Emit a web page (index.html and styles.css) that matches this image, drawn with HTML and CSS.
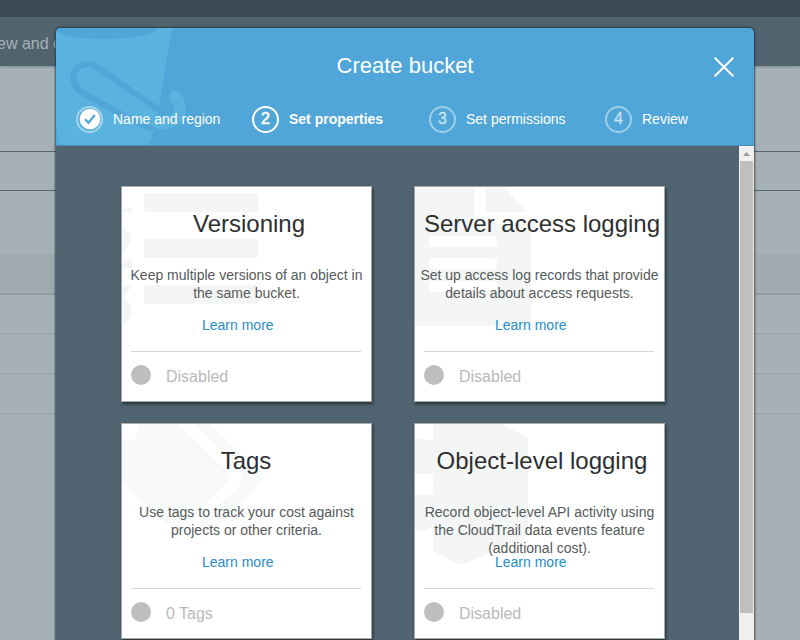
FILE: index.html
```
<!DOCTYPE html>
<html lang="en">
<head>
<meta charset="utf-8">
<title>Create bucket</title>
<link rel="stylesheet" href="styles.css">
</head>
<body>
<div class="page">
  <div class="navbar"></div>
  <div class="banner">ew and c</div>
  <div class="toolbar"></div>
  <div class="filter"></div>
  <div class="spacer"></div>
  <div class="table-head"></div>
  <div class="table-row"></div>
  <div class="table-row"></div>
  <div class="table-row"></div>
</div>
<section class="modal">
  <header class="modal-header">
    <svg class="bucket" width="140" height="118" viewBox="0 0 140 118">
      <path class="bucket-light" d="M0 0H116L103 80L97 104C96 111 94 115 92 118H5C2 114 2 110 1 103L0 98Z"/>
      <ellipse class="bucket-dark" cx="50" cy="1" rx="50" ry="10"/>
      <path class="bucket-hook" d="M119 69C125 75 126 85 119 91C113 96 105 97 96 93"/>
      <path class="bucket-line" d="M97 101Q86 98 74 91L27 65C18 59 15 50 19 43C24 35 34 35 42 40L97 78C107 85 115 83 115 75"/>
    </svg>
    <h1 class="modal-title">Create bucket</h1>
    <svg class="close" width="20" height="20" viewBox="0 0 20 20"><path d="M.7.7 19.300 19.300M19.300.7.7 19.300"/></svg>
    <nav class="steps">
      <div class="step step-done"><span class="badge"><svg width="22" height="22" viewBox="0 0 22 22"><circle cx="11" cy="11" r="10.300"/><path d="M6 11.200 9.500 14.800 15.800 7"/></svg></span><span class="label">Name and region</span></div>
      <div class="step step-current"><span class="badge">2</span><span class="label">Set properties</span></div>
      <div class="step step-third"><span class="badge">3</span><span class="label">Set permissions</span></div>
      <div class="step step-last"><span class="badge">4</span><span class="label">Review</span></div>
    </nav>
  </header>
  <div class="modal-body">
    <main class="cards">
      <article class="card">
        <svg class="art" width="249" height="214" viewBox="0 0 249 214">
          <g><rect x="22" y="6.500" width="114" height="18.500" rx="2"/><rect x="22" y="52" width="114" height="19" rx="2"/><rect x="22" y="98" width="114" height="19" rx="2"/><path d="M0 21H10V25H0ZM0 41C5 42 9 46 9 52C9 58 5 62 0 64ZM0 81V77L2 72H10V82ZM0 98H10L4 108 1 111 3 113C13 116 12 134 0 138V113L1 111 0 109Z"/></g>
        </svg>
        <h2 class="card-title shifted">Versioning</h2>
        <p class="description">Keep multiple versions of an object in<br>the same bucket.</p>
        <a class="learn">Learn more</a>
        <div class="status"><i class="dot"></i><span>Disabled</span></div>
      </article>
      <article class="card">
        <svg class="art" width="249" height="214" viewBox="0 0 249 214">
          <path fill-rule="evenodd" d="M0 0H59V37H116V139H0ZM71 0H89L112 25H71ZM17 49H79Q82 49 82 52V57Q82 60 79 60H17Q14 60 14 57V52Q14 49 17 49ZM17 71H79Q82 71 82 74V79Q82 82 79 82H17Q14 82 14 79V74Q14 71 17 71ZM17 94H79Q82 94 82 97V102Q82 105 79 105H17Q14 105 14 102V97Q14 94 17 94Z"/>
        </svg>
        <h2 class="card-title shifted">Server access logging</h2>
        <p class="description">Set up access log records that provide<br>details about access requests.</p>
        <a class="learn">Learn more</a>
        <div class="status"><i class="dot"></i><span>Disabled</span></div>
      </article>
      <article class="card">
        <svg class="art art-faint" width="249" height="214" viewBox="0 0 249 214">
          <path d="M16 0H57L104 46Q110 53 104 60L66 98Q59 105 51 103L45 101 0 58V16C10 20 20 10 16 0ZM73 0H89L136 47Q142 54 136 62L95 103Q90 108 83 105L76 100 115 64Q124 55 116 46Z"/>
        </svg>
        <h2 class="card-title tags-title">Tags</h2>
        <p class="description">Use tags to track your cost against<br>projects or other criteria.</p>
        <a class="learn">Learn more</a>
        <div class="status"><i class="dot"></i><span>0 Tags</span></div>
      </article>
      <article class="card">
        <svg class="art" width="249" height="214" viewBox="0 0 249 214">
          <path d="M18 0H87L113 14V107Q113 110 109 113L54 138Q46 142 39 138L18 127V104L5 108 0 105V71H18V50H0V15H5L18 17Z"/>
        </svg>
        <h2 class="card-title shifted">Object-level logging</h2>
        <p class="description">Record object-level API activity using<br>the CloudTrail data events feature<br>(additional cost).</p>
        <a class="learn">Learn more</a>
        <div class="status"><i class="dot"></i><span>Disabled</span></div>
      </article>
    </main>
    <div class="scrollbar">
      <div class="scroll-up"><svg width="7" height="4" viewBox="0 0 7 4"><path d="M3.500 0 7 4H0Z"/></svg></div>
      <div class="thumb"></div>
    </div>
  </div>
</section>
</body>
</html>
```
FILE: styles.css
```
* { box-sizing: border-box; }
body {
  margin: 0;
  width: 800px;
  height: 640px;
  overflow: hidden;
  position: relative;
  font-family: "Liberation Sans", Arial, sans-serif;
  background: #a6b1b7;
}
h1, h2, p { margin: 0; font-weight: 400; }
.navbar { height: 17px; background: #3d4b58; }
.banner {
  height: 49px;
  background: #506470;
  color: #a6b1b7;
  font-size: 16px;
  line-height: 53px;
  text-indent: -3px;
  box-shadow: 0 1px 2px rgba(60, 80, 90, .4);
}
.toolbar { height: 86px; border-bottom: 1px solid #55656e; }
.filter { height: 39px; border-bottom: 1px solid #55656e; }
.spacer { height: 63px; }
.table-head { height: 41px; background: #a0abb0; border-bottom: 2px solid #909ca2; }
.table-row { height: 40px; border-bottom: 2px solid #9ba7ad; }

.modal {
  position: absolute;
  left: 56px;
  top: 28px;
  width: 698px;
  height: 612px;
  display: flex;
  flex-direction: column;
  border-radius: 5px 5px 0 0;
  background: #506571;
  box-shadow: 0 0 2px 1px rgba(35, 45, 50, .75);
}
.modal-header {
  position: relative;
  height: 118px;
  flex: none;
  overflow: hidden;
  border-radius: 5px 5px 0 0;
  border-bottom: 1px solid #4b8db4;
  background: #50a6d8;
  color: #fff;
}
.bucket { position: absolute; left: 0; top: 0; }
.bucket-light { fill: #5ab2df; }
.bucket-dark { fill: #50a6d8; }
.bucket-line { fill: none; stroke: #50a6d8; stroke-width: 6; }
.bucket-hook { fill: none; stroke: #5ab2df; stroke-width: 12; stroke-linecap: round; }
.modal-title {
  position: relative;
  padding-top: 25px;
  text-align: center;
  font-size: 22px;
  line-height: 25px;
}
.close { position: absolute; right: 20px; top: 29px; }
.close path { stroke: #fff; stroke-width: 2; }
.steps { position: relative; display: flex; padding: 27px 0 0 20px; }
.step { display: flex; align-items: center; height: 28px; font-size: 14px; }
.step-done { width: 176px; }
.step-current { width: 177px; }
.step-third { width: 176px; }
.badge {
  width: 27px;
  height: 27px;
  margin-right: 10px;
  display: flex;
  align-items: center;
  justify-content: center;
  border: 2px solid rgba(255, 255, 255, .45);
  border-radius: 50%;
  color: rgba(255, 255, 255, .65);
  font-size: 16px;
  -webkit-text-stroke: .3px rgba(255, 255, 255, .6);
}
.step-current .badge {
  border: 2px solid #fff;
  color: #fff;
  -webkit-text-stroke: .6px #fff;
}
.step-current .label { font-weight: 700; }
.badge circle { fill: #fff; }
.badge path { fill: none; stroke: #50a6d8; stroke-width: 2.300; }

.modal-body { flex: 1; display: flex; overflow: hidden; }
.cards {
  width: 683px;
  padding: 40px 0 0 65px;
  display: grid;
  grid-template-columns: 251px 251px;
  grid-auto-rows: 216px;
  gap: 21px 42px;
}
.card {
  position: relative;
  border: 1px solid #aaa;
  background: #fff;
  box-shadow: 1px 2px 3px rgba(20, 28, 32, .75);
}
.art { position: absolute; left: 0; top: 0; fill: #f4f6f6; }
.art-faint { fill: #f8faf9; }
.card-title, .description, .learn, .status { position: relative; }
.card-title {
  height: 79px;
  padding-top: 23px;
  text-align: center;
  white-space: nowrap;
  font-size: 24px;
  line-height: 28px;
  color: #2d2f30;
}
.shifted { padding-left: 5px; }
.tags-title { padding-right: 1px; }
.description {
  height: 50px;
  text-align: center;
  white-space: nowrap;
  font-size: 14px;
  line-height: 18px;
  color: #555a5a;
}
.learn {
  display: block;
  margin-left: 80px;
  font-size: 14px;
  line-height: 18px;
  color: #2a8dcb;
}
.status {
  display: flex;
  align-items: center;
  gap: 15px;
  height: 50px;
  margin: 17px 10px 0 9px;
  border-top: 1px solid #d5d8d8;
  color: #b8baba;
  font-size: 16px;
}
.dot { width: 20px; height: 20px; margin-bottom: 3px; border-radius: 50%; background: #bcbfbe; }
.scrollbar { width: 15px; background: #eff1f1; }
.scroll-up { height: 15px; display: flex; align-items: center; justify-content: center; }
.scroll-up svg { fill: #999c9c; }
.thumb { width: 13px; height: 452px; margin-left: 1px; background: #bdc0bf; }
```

__________

* _SHORT PROBLEM_
Find every line that holds "styles" and copy it.

* _WORKED SOLUTION_
Emit a web page (index.html and styles.css) that matches this image, drawn with HTML and CSS.
<link rel="stylesheet" href="styles.css">
FILE: styles.css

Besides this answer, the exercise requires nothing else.